■ What is needed
Copy every line with the string "code" in it.

■ Material provided

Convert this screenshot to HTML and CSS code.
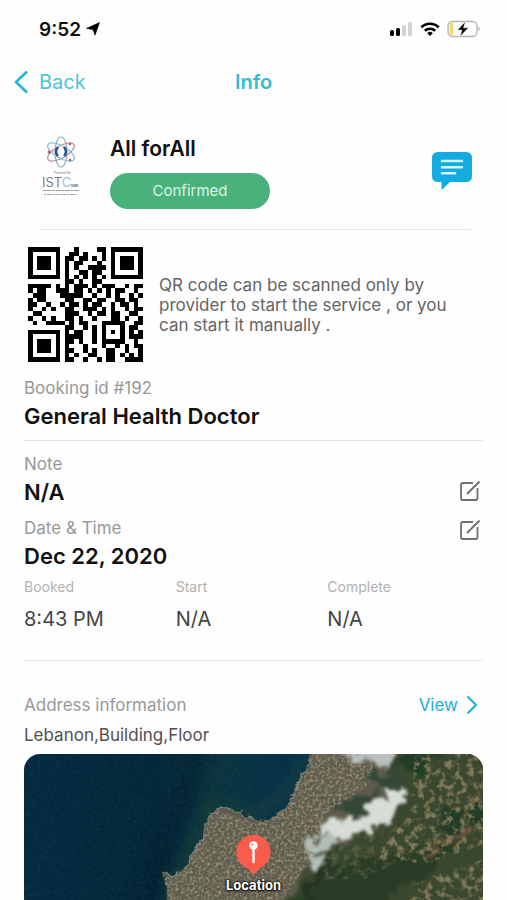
FILE: index.html
```html
<!DOCTYPE html>
<html lang="en">
<head>
    <meta charset="UTF-8">
    <meta name="viewport" content="width=device-width, initial-scale=1.0">
    <title>Info</title>
    <link rel="stylesheet" href="styles.css">
</head>
<body>
    <div class="page">
        <div class="status-bar">
            <div class="status-time">
                <span>9:52</span>
                <svg width="14" height="14" viewBox="0 0 14 14"><path d="M13.5 .5 L9 13.2 L7 7.6 L.4 6.4 Z" fill="#000" stroke="#000" stroke-width=".6"/></svg>
            </div>
            <div class="status-icons">
                <svg width="24" height="16" viewBox="0 0 24 16">
                    <rect x="1" y="9" width="4" height="6" rx="1.5"/>
                    <rect x="7" y="7" width="4" height="8" rx="1.5"/>
                    <rect x="13" y="4" width="4" height="11" rx="1.5" fill="#d2d2d2"/>
                    <rect x="19" y="1" width="4" height="14" rx="1.5" fill="#d2d2d2"/>
                </svg>
                <svg width="20" height="16" viewBox="0 0 20 16" fill="none" stroke="#000" stroke-width="2.6">
                    <path d="M1.3 6.2 A12.5 12.5 0 0 1 18.7 6.2"/>
                    <path d="M4.8 9.8 A7.5 7.5 0 0 1 15.2 9.8"/>
                    <path d="M10 15 L7.2 12.2 A4 4 0 0 1 12.8 12.2 Z" fill="#000" stroke="none"/>
                </svg>
                <svg width="34" height="18" viewBox="0 0 34 18">
                    <rect x="1" y="1.5" width="29" height="15" rx="4.5" fill="#fff" stroke="#b4b4b4" stroke-width="1.3"/>
                    <path d="M6 3 V15 H5 A2.5 2.5 0 0 1 2.5 12.5 V5.5 A2.5 2.5 0 0 1 5 3 Z" fill="#f0dc6e"/>
                    <path d="M31.5 6.5 Q34 9 31.5 11.5 Z" fill="#a8a8a8"/>
                    <path d="M18.5 1.5 L10.5 10 H15 L13 16.5 L21.5 7.8 H16.5 Z" fill="#000" stroke="#fff" stroke-width=".5"/>
                </svg>
            </div>
        </div>

        <nav class="nav-bar">
            <a class="back" href="#">
                <svg width="15" height="24" viewBox="0 0 15 24"><path d="M13 1.5 L2 12 L13 22.5" fill="none" stroke="#22b8d3" stroke-width="2.6"/></svg>
                Back
            </a>
            <h1>Info</h1>
        </nav>

        <header class="provider">
            <svg class="logo" width="38" height="62" viewBox="0 0 38 62">
                <g fill="none" stroke-width="1.2">
                    <ellipse cx="19" cy="16" rx="6" ry="15" stroke="#8aa9c4"/>
                    <ellipse cx="19" cy="16" rx="6" ry="15" stroke="#b7889f" transform="rotate(60 19 16)"/>
                    <ellipse cx="19" cy="16" rx="6" ry="15" stroke="#7fbdcc" transform="rotate(120 19 16)"/>
                    <path d="M16 11 Q12 16 16 20 M22 11 Q26 16 22 20" stroke="#244c91" stroke-width="2.4"/>
                </g>
                <g fill="#c94b60"><circle cx="7" cy="16" r="1.5"/><circle cx="28" cy="8" r="1.3"/><circle cx="28" cy="24" r="1.3"/></g>
                <text x="12" y="38" font-size="3" fill="#777">Powered By</text>
                <text x="0" y="51" font-size="13" fill="#7c7f88">IST<tspan fill="#9ec5d0">C</tspan></text>
                <text x="29" y="51" font-size="3" font-weight="700" fill="#555">SARL</text>
                <path d="M1 54.5 H37" stroke="#9a9aa2" stroke-width="1.2" stroke-dasharray="3 .6 5 .6"/>
                <path d="M2 58.5 H36" stroke="#a5a5ac" stroke-dasharray="2 1 4 .7"/>
            </svg>
            <div class="provider-info">
                <h2>All forAll</h2>
                <span class="status">Confirmed</span>
            </div>
            <button class="chat" aria-label="Chat">
                <svg width="42" height="40" viewBox="0 0 42 40">
                    <path d="M7 1 H35 Q41 1 41 7 V25 Q41 31 35 31 H19 L10.5 39 V31 H7 Q1 31 1 25 V7 Q1 1 7 1 Z" fill="#14acdf"/>
                    <path d="M11 10 H31 M11 16.2 H31 M11 22.3 H24" stroke="#d5f4fc" stroke-width="2.6" stroke-linecap="round"/>
                </svg>
            </button>
        </header>

        <section class="qr-row">
            <svg id="qr" width="115" height="115" viewBox="0 0 25 25" shape-rendering="crispEdges"></svg>
            <p>QR code can be scanned only by provider to start the service , or you can start it manually .</p>
        </section>

        <section class="booking">
            <p class="label">Booking id #192</p>
            <p class="value">General Health Doctor</p>
        </section>

        <section class="details">
            <div class="field">
                <div>
                    <p class="label">Note</p>
                    <p class="value">N/A</p>
                </div>
                <button class="edit edit-low" aria-label="Edit note">
                    <svg width="22" height="22" viewBox="0 0 22 22" fill="none" stroke="#707070" stroke-width="1.8"><path d="M14 3 H4 Q2 3 2 5 V18 Q2 20 4 20 H16.5 Q18.5 20 18.5 18 V8"/><path d="M8 14 L20.5 1.5" stroke-width="2"/></svg>
                </button>
            </div>
            <div class="field">
                <div>
                    <p class="label">Date &amp; Time</p>
                    <p class="value">Dec 22, 2020</p>
                </div>
                <button class="edit" aria-label="Edit date and time">
                    <svg width="22" height="22" viewBox="0 0 22 22" fill="none" stroke="#707070" stroke-width="1.8"><path d="M14 3 H4 Q2 3 2 5 V18 Q2 20 4 20 H16.5 Q18.5 20 18.5 18 V8"/><path d="M8 14 L20.5 1.5" stroke-width="2"/></svg>
                </button>
            </div>
            <dl class="times">
                <div><dt>Booked</dt><dd>8:43 PM</dd></div>
                <div><dt>Start</dt><dd>N/A</dd></div>
                <div><dt>Complete</dt><dd>N/A</dd></div>
            </dl>
        </section>

        <section class="address">
            <div class="address-head">
                <p class="label">Address information</p>
                <a class="view" href="#">View
                    <svg width="12" height="20" viewBox="0 0 12 20"><path d="M1.5 1.5 L10 10 L1.5 18.5" fill="none" stroke="#1eaed0" stroke-width="2"/></svg>
                </a>
            </div>
            <p class="address-text">Lebanon,Building,Floor</p>
        </section>

        <div class="map">
            <svg class="map-image" viewBox="0 0 458 146" preserveAspectRatio="xMidYMin slice" color-interpolation-filters="sRGB">
                <defs>
                    <linearGradient id="sea" x2="1">
                        <stop offset="0" stop-color="#052a40"/>
                        <stop offset=".28" stop-color="#04263a"/>
                        <stop offset=".42" stop-color="#0b343f"/>
                        <stop offset=".58" stop-color="#06304a"/>
                    </linearGradient>
                    <filter id="rough" x="-10%" y="-10%" width="120%" height="120%">
                        <feTurbulence type="fractalNoise" baseFrequency=".13" numOctaves="3" seed="4"/>
                        <feDisplacementMap in="SourceGraphic" scale="9" xChannelSelector="R" yChannelSelector="G"/>
                    </filter>
                    <filter id="patch" x="-20%" y="-20%" width="140%" height="140%">
                        <feTurbulence type="fractalNoise" baseFrequency=".07" numOctaves="4" seed="9"/>
                        <feDisplacementMap in="SourceGraphic" scale="26" xChannelSelector="R" yChannelSelector="G"/>
                        <feGaussianBlur stdDeviation="1.5"/>
                    </filter>
                    <filter id="grain" x="0" y="0" width="100%" height="100%">
                        <feTurbulence type="fractalNoise" baseFrequency=".35" numOctaves="3" seed="2"/>
                        <feColorMatrix values="0 0 0 0 .72  0 0 0 0 .68  0 0 0 0 .56  2.4 0 0 0 -1"/>
                        <feGaussianBlur stdDeviation=".5"/>
                        <feComposite in2="SourceGraphic" operator="in"/>
                    </filter>
                    <filter id="fields" x="0" y="0" width="100%" height="100%">
                        <feTurbulence type="fractalNoise" baseFrequency=".14" numOctaves="4" seed="12"/>
                        <feColorMatrix values="0 0 0 0 .60  0 0 0 0 .54  0 0 0 0 .40  4 0 0 0 -1.9"/>
                        <feGaussianBlur stdDeviation=".6"/>
                        <feComposite in2="SourceGraphic" operator="in"/>
                    </filter>
                    <filter id="seaGrain" x="0" y="0" width="100%" height="100%">
                        <feTurbulence type="fractalNoise" baseFrequency=".3" numOctaves="2" seed="6"/>
                        <feColorMatrix values="0 0 0 0 .16  0 0 0 0 .32  0 0 0 0 .36  1.5 0 0 0 -.6"/>
                    </filter>
                    <filter id="soft" x="-50%" y="-50%" width="200%" height="200%"><feGaussianBlur stdDeviation="7"/></filter>
                    <path id="land" d="M142 150 L142 134 L138 119 L150 121 L163 110 L168 97 L178 87 L179 75 L186 59 L196 53 L216 58 L229 68 L246 66 L261 56 L268 43 L276 23 L284 12 L288 -6 H464 V152 Z"/>
                    <clipPath id="landClip"><use href="#land"/></clipPath>
                </defs>
                <rect width="458" height="146" fill="url(#sea)"/>
                <path d="M175 -5 L120 150" stroke="#03202f" stroke-width="22" filter="url(#soft)" opacity=".6"/>
                <path d="M142 150 L163 100 L186 50 L230 60 L262 40 L284 0" fill="none" stroke="#1c4238" stroke-width="10" filter="url(#soft)" opacity=".8"/>
                <rect width="458" height="146" filter="url(#seaGrain)" opacity=".35"/>
                <use href="#land" fill="#5f5c4e" filter="url(#rough)"/>
                <g clip-path="url(#landClip)">
                    <path d="M368 -10 H475 V160 H255 L285 116 L318 92 L350 74 L380 50 L364 20 Z" fill="#3a482f" filter="url(#patch)"/>
                    <path d="M310 50 L350 38 L354 50 L324 66 Z M340 22 L376 20 L374 34 L345 32 Z" fill="#344838" filter="url(#patch)"/>
                    <path d="M270 150 L300 106 L350 108 L404 88 L430 96 L390 124 L350 150 Z" fill="#283c26" filter="url(#patch)"/>
                    <path d="M376 -5 H415 L400 18 L378 22 Z M410 60 L460 44 V72 L425 82 Z" fill="#223d27" filter="url(#patch)"/>
                    <path d="M404 98 L448 72 M450 36 L438 64" stroke="#79583f" stroke-width="5" filter="url(#patch)"/>
                    <path d="M142 150 L138 119 L163 110 L179 80 L190 55 L229 68 L262 56 L288 -6 H350 L345 30 L300 60 L290 100 L255 150 Z" filter="url(#grain)" opacity=".7"/>
                    <path d="M390 0 H458 V90 L400 110 L350 104 L385 60 Z M385 130 L458 105 V146 H385 Z" filter="url(#fields)" opacity=".75"/>
                    <path d="M290 60 H350 L405 90 L340 125 H285 Z" filter="url(#fields)" opacity=".3"/>
                    <path d="M283 146 L296 110 L310 94" fill="none" stroke="#25291f" stroke-width="8" opacity=".55" filter="url(#patch)"/>
                </g>
                <path d="M138 119 L150 121 L163 110 L168 97 L178 87 L179 75 L186 59 L196 53 L216 58 L229 68 M246 66 L261 56 L268 43 L276 23 L286 5" fill="none" stroke="#a19d8b" stroke-width="1.5" opacity=".65" filter="url(#rough)"/>
                <g filter="url(#patch)">
                    <path d="M322 -6 H375 L368 8 L352 15 L343 6 L326 3 Z" fill="#b9c0bd"/>
                    <path d="M360 32 L378 32 L379 54 L366 57 L367 67 L347 70 L340 79 L310 85 L296 80 L300 66 L324 63 L340 60 L348 50 L362 44 Z" fill="#d6ddd6"/>
                    <path d="M279 83 L308 83 L312 93 L282 94 Z M278 98 L305 98 L300 109 L285 111 Z" fill="#b2beb8"/>
                </g>
            </svg>
            <div class="marker">
                <svg width="36" height="42" viewBox="0 0 36 42">
                    <path d="M18 1 A17 17 0 0 1 25.5 33.3 Q21.5 35.5 18 41 Q14.5 35.5 10.5 33.3 A17 17 0 0 1 18 1 Z" fill="#fb5b4b"/>
                    <path d="M18 14 V28" stroke="#fff" stroke-width="2.4" stroke-linecap="round"/>
                    <circle cx="18" cy="11.5" r="4.2" fill="#fff"/>
                    <circle cx="17" cy="10.5" r="1.3" fill="#fb9b8f"/>
                </svg>
                <span>Location</span>
            </div>
        </div>
    </div>
    <script>
        // one string per row of the code, # is a dark module
        const rows = [
            '#######...#....##.#######',
            '#.....#..##.#...#.#.....#',
            '#.###.#.##.##.#.#.#.###.#',
            '#.###.#.#.##...#..#.###.#',
            '#.###.#.#.#..####.#.###.#',
            '#.....#.#..##.##..#.....#',
            '#######.#.#.#.#.#.#######',
            '........##.#..##.........',
            '#####.#.#.###.#.###..#.##',
            '#.##..###.##.#.#.#.##..#.',
            '.###...#####..#..#.#..#.#',
            '#.##....##..##.##..##.##.',
            '##..#..#.##.#.##..#.##.#.',
            '#..#.#..##..###.#.#..#.##',
            '.##.....###..#.##.##..##.',
            '#..#.#..##.#..#...##.#..#',
            '.#..####.#.##...#####..##',
            '........##..#.#.#...#.##.',
            '#######.#.##..#.#.#.#.#.#',
            '#.....#.####..#.#...#.###',
            '#.###.#.##.#..#.#####..#.',
            '#.###.#.#...#...#..#.#.##',
            '#.###.#.##..#.#..##..#..#',
            '#.....#.#.#..##..##.#.#.#',
            '#######.##..#..#.##..####'
        ];

        let path = '';
        rows.forEach((row, y) => {
            [...row].forEach((cell, x) => {
                if (cell === '#') path += `M${x} ${y}h1v1h-1z`;
            });
        });
        document.getElementById('qr').innerHTML = `<path d="${path}"/>`;
    </script>
</body>
</html>
```
FILE: styles.css
```css
* {
    box-sizing: border-box;
}

body {
    margin: 0;
    background-color: #fefefe;
    font-family: Inter, 'Liberation Sans', sans-serif;
    color: #111;
}

h1, h2, p, dl, dd {
    margin: 0;
}

svg {
    display: block;
    flex-shrink: 0;
}

a {
    text-decoration: none;
}

button {
    border: none;
    background: none;
    padding: 0;
    cursor: pointer;
}

.page {
    display: flex;
    flex-direction: column;
    min-height: 100vh;
    padding: 0 24px;
}

.status-bar {
    display: flex;
    justify-content: space-between;
    align-items: center;
    height: 58px;
    padding: 0 2px 0 15px;
}

.status-time {
    display: flex;
    align-items: center;
    gap: 5px;
    font-size: 19px;
    font-weight: 600;
}

.status-icons {
    display: flex;
    align-items: center;
    gap: 7px;
}

.nav-bar {
    display: grid;
    grid-template-columns: 1fr auto 1fr;
    align-items: center;
    height: 48px;
    margin: 0 -10px;
}

.back {
    display: flex;
    align-items: center;
    gap: 10px;
    font-size: 20px;
    color: #4cc5d6;
}

.nav-bar h1 {
    font-size: 20px;
    font-weight: 600;
    color: #35bcd2;
}

.provider {
    display: flex;
    align-items: center;
    margin: 0 12px 0 16px;
    padding: 30px 0 20px;
    border-bottom: 1px solid #e6e6e6;
}

.logo {
    align-self: flex-start;
    margin-left: 2px;
}

.provider-info {
    flex: 1;
    margin-left: 30px;
}

.provider-info h2 {
    font-size: 21px;
    font-weight: 600;
    line-height: 26px;
    margin-bottom: 11px;
}

.status {
    display: block;
    width: 160px;
    border-radius: 18px;
    background-color: #49b27c;
    color: #dcf5e6;
    font-size: 15px;
    line-height: 36px;
    text-align: center;
}

.chat {
    margin: 0 -2px 4px 0;
}

.qr-row {
    display: flex;
    align-items: center;
    gap: 16px;
    padding: 17px 16px 14px 4px;
}

.qr-row p {
    font-size: 17px;
    line-height: 20px;
    color: #646464;
}

.label {
    font-size: 17px;
    line-height: 24px;
    color: #989898;
}

.value {
    font-size: 22px;
    font-weight: 600;
    line-height: 32px;
}

.booking {
    padding-bottom: 8px;
    border-bottom: 1px solid #e4e4e4;
}

.details {
    padding: 11px 0 27px;
    border-bottom: 1px solid #e4e4e4;
}

.field {
    display: flex;
    justify-content: space-between;
    align-items: flex-start;
    margin-bottom: 8px;
    padding-right: 2px;
}

.field:nth-child(2) {
    margin-bottom: 5px;
}

.edit {
    margin-top: 3px;
}

.edit-low {
    align-self: flex-end;
    margin-bottom: 6px;
}

.times {
    display: grid;
    grid-template-columns: repeat(3, 1fr);
    margin-right: 4px;
}

.times dt {
    font-size: 14px;
    line-height: 20px;
    color: #b0b0b0;
}

.times dd {
    margin-top: 8px;
    font-size: 20px;
    line-height: 28px;
    color: #444;
}

.address-head {
    display: flex;
    justify-content: space-between;
    align-items: center;
    padding: 32px 5px 6px 0;
}

.view {
    display: flex;
    align-items: center;
    gap: 8px;
    font-size: 17px;
    line-height: 24px;
    color: #1eaed0;
}

.address-text {
    font-size: 17px;
    line-height: 24px;
    color: #505050;
}

.map {
    position: relative;
    flex: 1;
    min-height: 146px;
    margin-top: 7px;
    border-radius: 16px 16px 0 0;
    overflow: hidden;
}

.map-image {
    position: absolute;
    width: 100%;
    height: 100%;
}

.marker {
    position: absolute;
    top: 80px;
    left: 50%;
    display: flex;
    flex-direction: column;
    align-items: center;
    transform: translateX(-50%);
}

.marker span {
    font-size: 13px;
    font-weight: 700;
    line-height: 18px;
    color: #fff;
    text-shadow: 0 0 2px #000, 0 0 2px #000, 0 1px 3px #000;
}
```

■ The completed task
Convert this screenshot to HTML and CSS code.
            <p>QR code can be scanned only by provider to start the service , or you can start it manually .</p>
        // one string per row of the code, # is a dark module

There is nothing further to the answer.